Studio must quit because the state of the network is unknown

I think I have missed something quite important, then. I thought that the Aseba message bus was a snowflake topology with point-to-point packet-forwarding links, where loss of sync would only invalidate the future stream of packets on that one link.

stephanemagnenat commented 7 years ago

@davidjsherman you are correct. But in Studio, if the Dashel target is disconnected, Studio will attempt reconnecting. If re-connection to this target succeeds, Studio assumes that nodes with similar Id represent the same physical nodes as before (with same native variables and functions, etc.). This is a somewhat dangerous assumption, because in case of re-connection to a TCP target, a totally different network could be present (for instance a different set of robots in Playground), so that Studio can be "tricked" into producing bytecodes incompatible with the target nodes. This is bad but was a pragmatic choice in order to support the disconnection/re-connection of wired Thymios with a limited amount of work. I'm not very happy about it, but it's the current state.

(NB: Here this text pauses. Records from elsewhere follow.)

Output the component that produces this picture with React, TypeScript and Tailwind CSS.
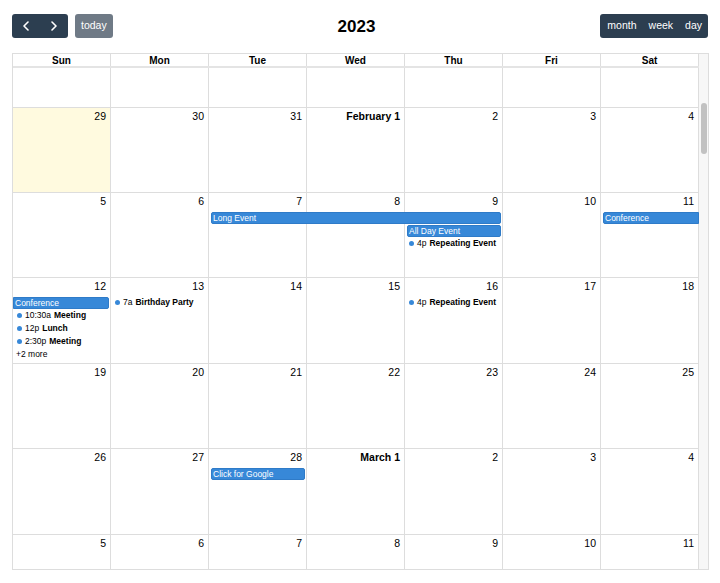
import React from "react";

type Day = { n: string; today?: boolean; bold?: boolean };
type Bar = { col: number; span: number; slot: number; title: string; contL?: boolean; contR?: boolean };
type Item = { col: number; slot: number; time?: string; title: string; more?: boolean };
type Week = { h: string; days: Day[]; bars: Bar[]; items: Item[] };

const DOW = ["Sun", "Mon", "Tue", "Wed", "Thu", "Fri", "Sat"];

const COL_START = ["col-start-1", "col-start-2", "col-start-3", "col-start-4", "col-start-5", "col-start-6", "col-start-7"];
const COL_SPAN = ["col-span-1", "col-span-2", "col-span-3"];
const ROW_START = ["row-start-2", "row-start-3", "row-start-4", "row-start-5", "row-start-6"];

const nums = (a: string[]): Day[] => a.map((n) => ({ n }));

const weeks: Week[] = [
  {
    h: "h-[85px]",
    days: [{ n: "29", today: true }, { n: "30" }, { n: "31" }, { n: "February 1", bold: true }, { n: "2" }, { n: "3" }, { n: "4" }],
    bars: [],
    items: [],
  },
  {
    h: "h-[85px]",
    days: nums(["5", "6", "7", "8", "9", "10", "11"]),
    bars: [
      { col: 3, span: 3, slot: 0, title: "Long Event" },
      { col: 5, span: 1, slot: 1, title: "All Day Event" },
      { col: 7, span: 1, slot: 0, title: "Conference", contR: true },
    ],
    items: [{ col: 5, slot: 2, time: "4p", title: "Repeating Event" }],
  },
  {
    h: "h-[86px]",
    days: nums(["12", "13", "14", "15", "16", "17", "18"]),
    bars: [{ col: 1, span: 1, slot: 0, title: "Conference", contL: true }],
    items: [
      { col: 1, slot: 1, time: "10:30a", title: "Meeting" },
      { col: 1, slot: 2, time: "12p", title: "Lunch" },
      { col: 1, slot: 3, time: "2:30p", title: "Meeting" },
      { col: 1, slot: 4, title: "+2 more", more: true },
      { col: 2, slot: 0, time: "7a", title: "Birthday Party" },
      { col: 5, slot: 0, time: "4p", title: "Repeating Event" },
    ],
  },
  {
    h: "h-[85px]",
    days: nums(["19", "20", "21", "22", "23", "24", "25"]),
    bars: [],
    items: [],
  },
  {
    h: "h-[86px]",
    days: [{ n: "26" }, { n: "27" }, { n: "28" }, { n: "March 1", bold: true }, { n: "2" }, { n: "3" }, { n: "4" }],
    bars: [{ col: 3, span: 1, slot: 0, title: "Click for Google" }],
    items: [],
  },
];

function ChevronLeft() {
  return (
    <svg width="6" height="10" viewBox="0 0 6 10" fill="none">
      <path d="M5 1 1 5l4 4" stroke="white" strokeWidth="1.6" strokeLinecap="round" strokeLinejoin="round" />
    </svg>
  );
}

function ChevronRight() {
  return (
    <svg width="6" height="10" viewBox="0 0 6 10" fill="none">
      <path d="m1 1 4 4-4 4" stroke="white" strokeWidth="1.6" strokeLinecap="round" strokeLinejoin="round" />
    </svg>
  );
}

function DayNumber({ day }: { day: Day }) {
  return (
    <div className={`pr-[4px] pt-[2px] text-right text-[10.5px] leading-[12px] text-black ${day.bold ? "font-bold" : ""}`}>
      {day.n}
    </div>
  );
}

function WeekRow({ week }: { week: Week }) {
  return (
    <div className={`grid grid-cols-[repeat(7,98px)] grid-rows-[19px_13px_13px_13px_13px_13px_1fr] ${week.h}`}>
      {week.days.map((d, i) => (
        <div
          key={i}
          className={`row-span-full border-r border-b border-[#ddd] ${COL_START[i]} ${d.today ? "bg-[#fffadf]" : ""}`}
        >
          <DayNumber day={d} />
        </div>
      ))}
      {week.bars.map((b, i) => (
        <div
          key={"b" + i}
          className={`${COL_START[b.col - 1]} ${COL_SPAN[b.span - 1]} ${ROW_START[b.slot]} h-[12px] self-start border border-[#2f7bc8] bg-[#3788d8] pl-[1px] text-[8.5px] leading-[10px] text-white ${
            b.contL ? "ml-0 rounded-l-none" : "ml-[2px] rounded-l-[2px]"
          } ${b.contR ? "mr-0 rounded-r-none" : "mr-[2px] rounded-r-[2px]"}`}
        >
          {b.title}
        </div>
      ))}
      {week.items.map((it, i) =>
        it.more ? (
          <div key={"i" + i} className={`${COL_START[it.col - 1]} ${ROW_START[it.slot]} pl-[3px] text-[8.5px] leading-[11px] text-black`}>
            {it.title}
          </div>
        ) : (
          <div
            key={"i" + i}
            className={`${COL_START[it.col - 1]} ${ROW_START[it.slot]} flex items-center gap-[3px] self-start pl-[4px] h-[11px] text-[8.5px] text-black`}
          >
            <span className="h-[5px] w-[5px] rounded-full bg-[#3788d8]" />
            <span>{it.time}</span>
            <span className="font-bold">{it.title}</span>
          </div>
        )
      )}
    </div>
  );
}

export default function App() {
  return (
    <div className="h-[583px] w-[720px] bg-white pl-[12px] pt-[14px] font-['Liberation_Sans',Arial,sans-serif] text-black">
      {/* toolbar */}
      <div className="flex h-[24px] w-[697px] items-center justify-between pr-[1px]">
        <div className="flex items-center gap-[7px]">
          <div className="flex h-[24px] overflow-hidden rounded-[3px] bg-[#2c3e50]">
            <button className="flex w-[28px] items-center justify-center">
              <ChevronLeft />
            </button>
            <button className="flex w-[28px] items-center justify-center">
              <ChevronRight />
            </button>
          </div>
          <button className="h-[24px] rounded-[3px] bg-[#6f7a86] px-[6px] text-[10.5px] text-white">today</button>
        </div>
        <h2 className="pt-[2px] text-[17px] font-bold">2023</h2>
        <div className="flex h-[24px] overflow-hidden rounded-[3px] bg-[#2c3e50] text-[10.5px] text-white">
          <button className="pl-[7px] pr-[6px]">month</button>
          <button className="px-[6px]">week</button>
          <button className="px-[6px]">day</button>
        </div>
      </div>

      {/* month grid */}
      <div className="mt-[15px] flex w-[697px] border border-[#ddd]">
        <div className="w-[686px]">
          <div className="grid h-[14px] grid-cols-[repeat(7,98px)] border-b-2 border-[#e4e4e4]">
            {DOW.map((d) => (
              <div key={d} className="border-r border-[#ddd] pt-[1px] text-center text-[10px] font-bold leading-[11px]">
                {d}
              </div>
            ))}
          </div>
          <div className="grid h-[40px] grid-cols-[repeat(7,98px)]">
            {DOW.map((d) => (
              <div key={d} className="border-r border-b border-[#ddd]" />
            ))}
          </div>
          {weeks.map((w, i) => (
            <WeekRow key={i} week={w} />
          ))}
          <div className="grid h-[34px] grid-cols-[repeat(7,98px)]">
            {["5", "6", "7", "8", "9", "10", "11"].map((n) => (
              <div key={n} className="border-r border-[#ddd]">
                <DayNumber day={{ n }} />
              </div>
            ))}
          </div>
        </div>
        {/* scrollbar */}
        <div className="flex-1 bg-[#f7f7f7]">
          <div className="ml-[2px] mt-[49px] h-[51px] w-[6px] rounded-full bg-[#c1c1c1]" />
        </div>
      </div>
    </div>
  );
}
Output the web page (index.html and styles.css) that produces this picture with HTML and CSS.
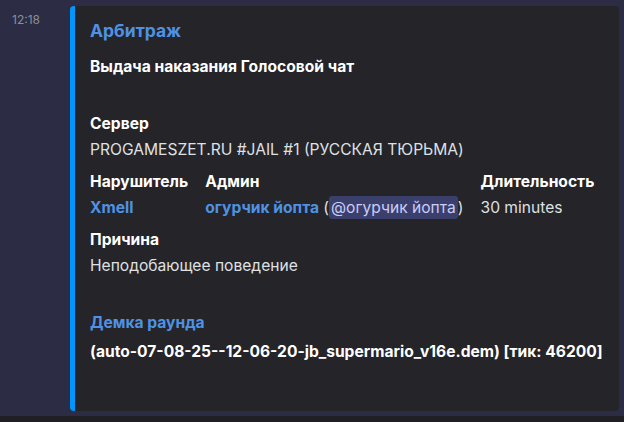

ypiguet-epfl commented 7 years ago

Just got an unexpected crash (an unhandled exception) in Aseba Studio/Ubuntu 16.04 while editing an Aseba program. /var/log/syslog contains this: Aug 24 11:19:01 mobots-ThinkPad-T440p asebastudio.desktop[16746]: Qt has caught an exception thrown from an event handler. Throwing Aug 24 11:19:01 mobots-ThinkPad-T440p asebastudio.desktop[16746]: exceptions from an event handler is not supported in Qt. You must Aug 24 11:19:01 mobots-ThinkPad-T440p asebastudio.desktop[16746]: reimplement QApplication::notify() and catch all exceptions there. Aug 24 11:19:01 mobots-ThinkPad-T440p asebastudio.desktop[16746]: terminate called after throwing an instance of 'QtConcurrent::UnhandledException' Aug 24 11:19:01 mobots-ThinkPad-T440p asebastudio.desktop[16746]: what(): std::exception A message describing the original exception would be more useful.